XML.com: XML From the Inside Out
oreilly.comSafari Bookshelf.Conferences.

advertisement

A First Look at the Kowari Triplestore

June 23, 2004

Kowari is an open-sourced (Mozilla Public License) triplestore optimized for RDF storage, created by Tucana Technologies, and written entirely in Java 1.4.2. It began its life as the storage component of the Tucana Knowledge Server (TKS), Tucana's proprietary knowledge management suite, and remains under active development by Tucana.

Installation

Kowari is named for a small, mouselike Australian mammal, but given that the full version of the software is a 40+ meg download, and includes a host of open-sourced Java components (including Apache's SOAP implementation, the Jetty web server, and the Lucene search engine), a better name might be "platypus". In fairness, a "Lite" version of the software is also available, at about 14 megs, which includes two *.jar files, one to run the server, and the other to run a console.
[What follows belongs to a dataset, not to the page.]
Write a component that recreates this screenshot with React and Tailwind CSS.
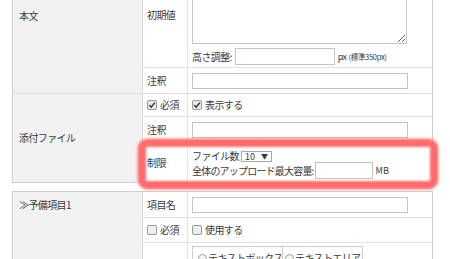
import React from "react";

function Check({ checked }) {
  return (
    <svg width="10" height="10" viewBox="0 0 10 10" className="shrink-0">
      <rect x="0.5" y="0.5" width="9" height="9" rx="1.5" fill={checked ? "#e8e8e8" : "#eeeeee"} stroke="#9a9a9a" />
      {checked && <path d="M2.3 5.2 L4.2 7.1 L7.8 2.6" fill="none" stroke="#333" strokeWidth="1.5" />}
    </svg>
  );
}

function Radio() {
  return (
    <svg width="9" height="9" viewBox="0 0 9 9" className="shrink-0">
      <circle cx="4.5" cy="4.5" r="4" fill="#f4f4f4" stroke="#a0a0a0" />
    </svg>
  );
}

function Input({ w, h = 16 }) {
  return <span className="block shrink-0 border border-[#c4c4c4] bg-white" style={{ width: w, height: h }} />;
}

export default function App() {
  return (
    <div className="relative w-[450px] h-[259px] overflow-hidden bg-white text-[#3a3a3a] text-[10px] leading-[14px] tracking-[-0.6px] whitespace-nowrap font-['Noto_Sans_CJK_JP','Noto_Sans',sans-serif]">
      {/* Table 1 */}
      <div className="ml-[12px] -mt-[12px] w-[421px] border border-[#cfcfcf]">
        {/* 本文 */}
        <div className="flex border-b border-[#dcdcdc]">
          <div className="w-[130px] shrink-0 bg-[#f2f2f2] border-r border-[#dcdcdc] pl-[6px] pt-[20px]">本文</div>
          <div className="flex-1 flex flex-col">
            <div className="flex h-[79px] border-b border-[#e2e2e2]">
              <div className="w-[45px] shrink-0 border-r border-[#e2e2e2] pl-[4px] pt-[19px]">初期値</div>
              <div className="flex-1 pl-[4px] pt-[5px]">
                <textarea className="block w-[215px] h-[50px] border border-[#c4c4c4] bg-white outline-none" readOnly />
                <div className="flex items-center mt-[4px] h-[17px]">
                  <span className="mr-[3px]">高さ調整:</span>
                  <Input w={100} h={17} />
                  <span className="ml-[3px] text-[9px]">px</span>
                  <span className="ml-[2px] text-[7.5px] tracking-[-0.3px]">(標準350px)</span>
                </div>
              </div>
            </div>
            <div className="flex h-[25px]">
              <div className="w-[45px] shrink-0 border-r border-[#e2e2e2] pl-[4px] flex items-center">注釈</div>
              <div className="flex-1 pl-[4px] flex items-center">
                <Input w={216} />
              </div>
            </div>
          </div>
        </div>
        {/* 添付ファイル */}
        <div className="flex">
          <div className="w-[130px] shrink-0 bg-[#f2f2f2] border-r border-[#dcdcdc] pl-[6px] flex items-center">添付ファイル</div>
          <div className="flex-1 flex flex-col">
            <div className="flex h-[23px] border-b border-[#e2e2e2]">
              <div className="w-[45px] shrink-0 border-r border-[#e2e2e2] pl-[4px] flex items-center gap-[3px]">
                <Check checked />
                <span>必須</span>
              </div>
              <div className="flex-1 pl-[4px] flex items-center gap-[3px]">
                <Check checked />
                <span>表示する</span>
              </div>
            </div>
            <div className="flex h-[26px] border-b border-[#e2e2e2]">
              <div className="w-[45px] shrink-0 border-r border-[#e2e2e2] pl-[4px] flex items-center">注釈</div>
              <div className="flex-1 pl-[4px] flex items-center">
                <Input w={216} />
              </div>
            </div>
            <div className="flex h-[39px]">
              <div className="w-[45px] shrink-0 border-r border-[#e2e2e2] pl-[4px] flex items-center">制限</div>
              <div className="flex-1 pl-[4px] pt-[7px] flex flex-col">
                <div className="flex items-center h-[12px]">
                  <span className="mr-[2px]">ファイル数</span>
                  <span className="flex items-center h-[11px] w-[31px] border border-[#a8a8a8] bg-white pl-[3px] text-[9px] leading-[9px] tracking-normal">
                    10<span className="ml-[6px] text-[7px]">▼</span>
                  </span>
                </div>
                <div className="flex items-center h-[17px]">
                  <span className="mr-[1px] tracking-[-0.8px]">全体のアップロード最大容量:</span>
                  <Input w={58} h={17} />
                  <span className="ml-[3px] text-[9px] tracking-normal">MB</span>
                </div>
              </div>
            </div>
          </div>
        </div>
      </div>

      {/* Table 2 */}
      <div className="ml-[12px] mt-[8px] w-[421px] border border-[#cfcfcf]">
        <div className="flex">
          <div className="w-[130px] shrink-0 bg-[#f2f2f2] border-r border-[#dcdcdc] pl-[6px] pt-[6px]">≫予備項目1</div>
          <div className="flex-1 flex flex-col">
            <div className="flex h-[26px] border-b border-[#e2e2e2]">
              <div className="w-[45px] shrink-0 border-r border-[#e2e2e2] pl-[4px] flex items-center">項目名</div>
              <div className="flex-1 pl-[4px] flex items-center">
                <Input w={216} />
              </div>
            </div>
            <div className="flex h-[25px] border-b border-[#e2e2e2]">
              <div className="w-[45px] shrink-0 border-r border-[#e2e2e2] pl-[4px] flex items-center gap-[3px]">
                <Check />
                <span>必須</span>
              </div>
              <div className="flex-1 pl-[4px] flex items-center gap-[3px]">
                <Check />
                <span>使用する</span>
              </div>
            </div>
            <div className="flex h-[40px]">
              <div className="w-[45px] shrink-0 border-r border-[#e2e2e2]" />
              <div className="flex-1 pl-[4px] pt-[3px]">
                <div className="flex w-[171px] h-[30px] border border-[#cccccc]">
                  <div className="w-[90px] border-r border-[#cccccc] pl-[5px] pt-[4px] flex items-start gap-[1px]">
                    <span className="mt-[3px]"><Radio /></span>
                    <span>テキストボックス</span>
                  </div>
                  <div className="flex-1 pl-[2px] pt-[4px] flex items-start gap-[1px]">
                    <span className="mt-[3px]"><Radio /></span>
                    <span>テキストエリア</span>
                  </div>
                </div>
              </div>
            </div>
          </div>
        </div>
      </div>

      {/* Red highlight overlay */}
      <div className="absolute left-[138px] top-[139px] w-[300px] h-[50px] rounded-[9px] border-[8px] border-[#ff6b6b] blur-[1px] shadow-[0_0_3px_rgba(255,90,90,0.6)]" />
    </div>
  );
}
This simplicity of installation and operation is quite welcome. Most of the available open-sourced triplestores currently require either compilation, or the installation of a relational database like PostgreSQL for persistence, or are reliant on a host programming language like Perl or Python. In contrast, Kowari's installation is a snap (if your machine has Java 1.4 installed)-- download, unpack, and run. On launch, Kowari sets up a web server, on port 8080 (the port number can be configured), which contains a number of useful resources.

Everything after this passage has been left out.